Después de muchos años, cuando Teresa se dejó conducir por Dios a través de la oración, su interior empezó a redescubrir el primer amor a Cristo. Pasando largas horas en oración contemplativa de cara al amado Jesús, empezó a experimentar éxtasis y arrebatos místicos. Y, contra lo que el prejuicio podría sugerir, jamás perdió el sentido práctico ni la habilidad para atender situaciones cotidianas. Es cierto que, como la mayoría de mujeres de su tiempo, tuvo escasa educación, pero eso no pareció ser impedimento para mostrar su talento y sabiduría singulares. Tal era ese saber de origen divino que personajes ilustres y poderosos se rendían ante ella y le pedían consejo -empezando por algunos obispos y miembros de la nobleza-. Muchos de ellos, en gratitud, cooperaron con recursos materiales y financiamiento a su “reforma”, esa que bien describía como “el llamado dentro del llamado”. La santa carmelita sabía muy bien que toda obra de Dios es una tarea conjunta que requiere de mucha generosidad: “Teresa sin la gracia de Dios es una pobre mujer; con la gracia de Dios, una fuerza; con la gracia de Dios y mucho dinero, una potencia”.

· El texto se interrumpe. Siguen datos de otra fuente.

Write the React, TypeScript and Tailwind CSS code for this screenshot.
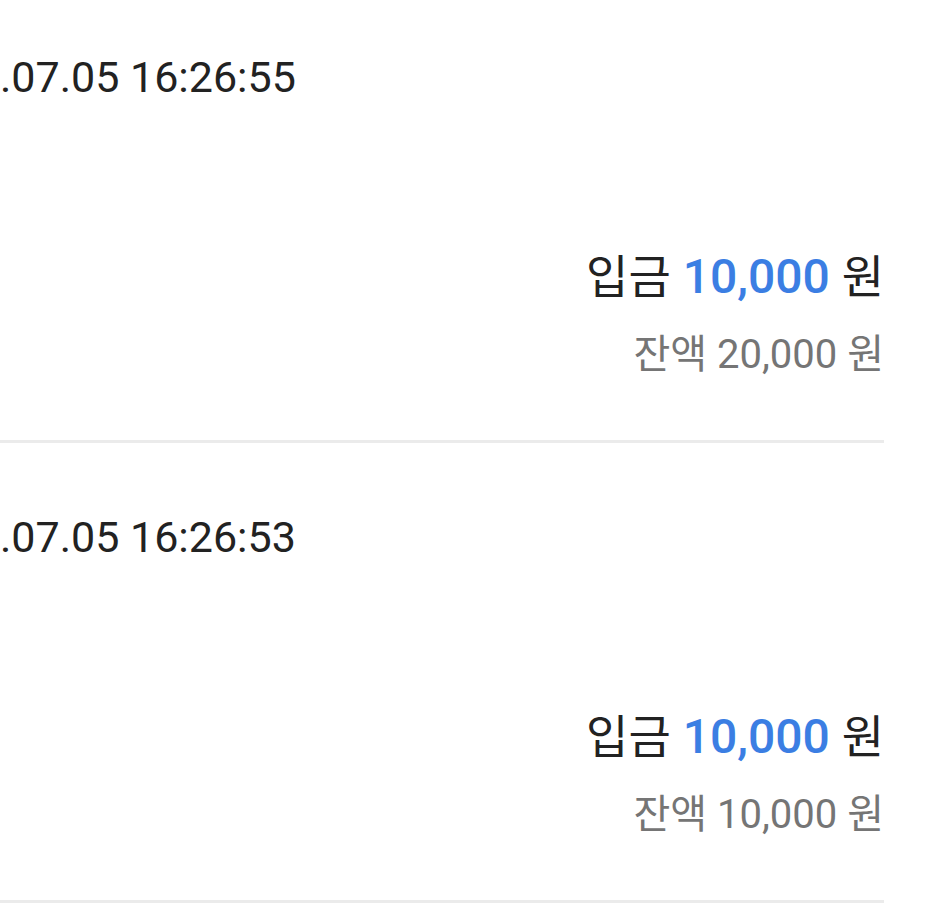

Santa Teresa, cuyos escritos son guía segura en los caminos de la oración y de las virtudes cristianas, son fundamentalmente una invitación a la perfección de la santidad. El Papa Emérito Benedicto XVI nos lo recordaba hace una década: “Santa Teresa de Jesús es verdadera maestra de vida cristiana para los fieles de todos los tiempos. En nuestra sociedad, a menudo carente de valores espirituales, Santa Teresa nos enseña a ser testigos incansables de Dios, de su presencia y de su acción” (Audiencia general, 2 de febrero de 2011).

Teresa de Jesús partió a la Casa del Padre el 15 de octubre de 1582. Fue canonizada en 1622 y reconocida Doctora de la Iglesia por San Pablo VI en 1970.